How Are Renters Surviving in Australia Today?
The Australian rental market feels like it is reaching a breaking point. Rents are up. Vacancies are down. A lot of people feel like they are doing everything right and still falling behind. A recent reddit thread on AusPropertyChat captured this feeling perfectly. It was full of frustration, stories from the trenches, and honest reflections on what it actually feels like to rent in Australia right now.
What People Are Feeling
One renter summed it up in a way that hit home.
“Real estate agents treat everyone like garbage. Home owners treat renters like criminals.”
Another person went even deeper:
“My dream home went to an investor. Sold for 110k more than the almost identical house next door three months ago. Still renting it out for top dollar. We are a young professional family. We just want a nice home and a good school for our kid after 15 years of working. I am miserable seeing this.”
These comments show the same pattern.
People feel priced out.
People feel disposable.
People feel like the system is set up to push them down, not help them build a life.
The Factors Behind It
A few themes kept coming up in the discussion.
1. Not enough supply
People spoke a lot about the vacancy rate. When it is this low, renters lose all power.
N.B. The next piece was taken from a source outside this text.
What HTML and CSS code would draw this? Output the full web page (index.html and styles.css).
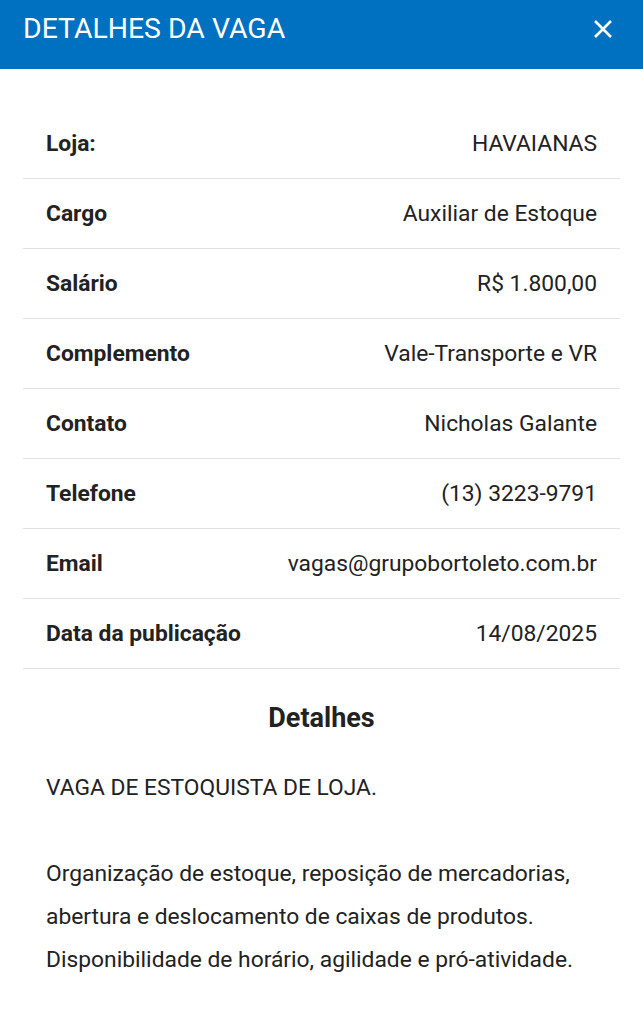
FILE: index.html
```html
<!DOCTYPE html>
<html lang="pt-BR">
<head>
    <meta charset="UTF-8" />
    <meta name="viewport" content="width=device-width, initial-scale=1.0">
    <title>Detalhes da vaga</title>
    <link rel="stylesheet" href="styles.css">
</head>
<body>
    <header class="modal-header">
        <h1>DETALHES DA VAGA</h1>
        <button type="button" class="close-btn" aria-label="Fechar">
            <svg width="20" height="20" viewBox="0 0 20 20">
                <path d="M2 2 L18 18 M18 2 L2 18" stroke="#fff" stroke-width="2.6" stroke-linecap="butt" fill="none"/>
            </svg>
        </button>
    </header>

    <main class="modal-body">
        <table class="info-table">
            <tr><th>Loja:</th><td>HAVAIANAS</td></tr>
            <tr><th>Cargo</th><td>Auxiliar de Estoque</td></tr>
            <tr><th>Salário</th><td>R$ 1.800,00</td></tr>
            <tr><th>Complemento</th><td>Vale-Transporte e VR</td></tr>
            <tr><th>Contato</th><td>Nicholas Galante</td></tr>
            <tr><th>Telefone</th><td>(13) 3223-9791</td></tr>
            <tr><th>Email</th><td>vagas@grupobortoleto.com.br</td></tr>
            <tr><th>Data da publicação</th><td>14/08/2025</td></tr>
        </table>

        <h2>Detalhes</h2>
        <p class="description">
            VAGA DE ESTOQUISTA DE LOJA.<br><br>
            Organização de estoque, reposição de mercadorias, abertura e deslocamento de caixas de produtos. Disponibilidade de horário, agilidade e pró-atividade.
        </p>
    </main>
</body>
</html>
```

FILE: styles.css
```css
body {
    margin: 0;
    font-family: Roboto, "Liberation Sans", sans-serif;
    background: #fff;
    color: #222;
}

.modal-header {
    background-color: #0070c0;
    color: #fff;
    height: 69px;
    display: flex;
    align-items: center;
    justify-content: space-between;
    padding: 0 30px 12px 23px;
    box-sizing: border-box;
}

.modal-header h1 {
    margin: 0;
    font-size: 28.4px;
    font-weight: 400;
}

.close-btn {
    background: none;
    border: none;
    padding: 0;
    cursor: pointer;
    display: flex;
}

.modal-body {
    padding: 40px 23px 0;
}

.info-table {
    width: 100%;
    border-collapse: collapse;
}

.info-table th,
.info-table td {
    height: 69px;
    padding: 0 23px;
    font-size: 22.8px;
    border-bottom: 1px solid #e2e2e2;
    white-space: nowrap;
}

.info-table th {
    text-align: left;
    font-weight: 700;
}

.info-table td {
    text-align: right;
    font-weight: 400;
}

h2 {
    text-align: center;
    font-size: 27px;
    font-weight: 700;
    margin: 33px 0 0;
}

.description {
    font-size: 22.8px;
    line-height: 43px;
    margin: 32px 0 0;
    padding: 0 23px;
}
```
One person wrote, “The only solution is a higher vacancy rate so landlords actually have to compete.”
It is crude but captures the reality. When supply is tight, renters take what they can get.
2. Policy that looks good but creates new problems
This came up a lot.
Some states keep releasing new “pro renter” rules, but many renters feel they backfire.
The feeling is that the changes add risk or cost for landlords which then gets pushed onto renters.
One person said, “On paper these rules improve renting, but in reality they make things worse and more expensive.”
3. The investor driven market
Plenty of commenters pointed out that the root of the issue sits deeper than renting.
“It is income inequality before it becomes housing inequality.” and
“Renting isn’t the problem. Hoarding property and using it as leverage is the problem.”
Whether people agree or not, you can feel the tension. Housing is not seen as a home first. It is seen as a financial product. When that happens, the lived experience of renters becomes a side effect.
4. The emotional toll
This is the stuff we do not talk about enough.
Constant moves.
Surprise rent hikes.
Inspections.
A low level of stress that stays with you the whole time you rent.
Someone wrote, “Renting offers no security. The cost and stress of moving all the time does your head in.”
A lot of people echoed this.
Not All Doom
A few people brought up the other side.
Renting can work when the numbers make sense.
For some, buying right now would be a worse decision financially.
Others talked about using the money they would have put into a home deposit to build a strong investment portfolio instead.
These voices were calmer.
They pointed out that renting is not always a failure.
It depends on your season of life and what opportunities you have in front of you.
What Would Actually Help Renters
Three ideas kept repeating.
Increase supply
This is the simple one. More homes available means less stress and fewer bidding wars.
Stronger stability for long term renters
Not just one or two year leases.
More stable rent increases.
Better protection from sudden evictions.
One commenter pointed to Switzerland, where tenants basically stay as long as they want unless they breach the lease.
Fix the incentives
Right now our system rewards the wrong behaviour.
It pushes people to treat housing as an investment first.
Any long term fix has to change the way property is taxed, planned and supplied.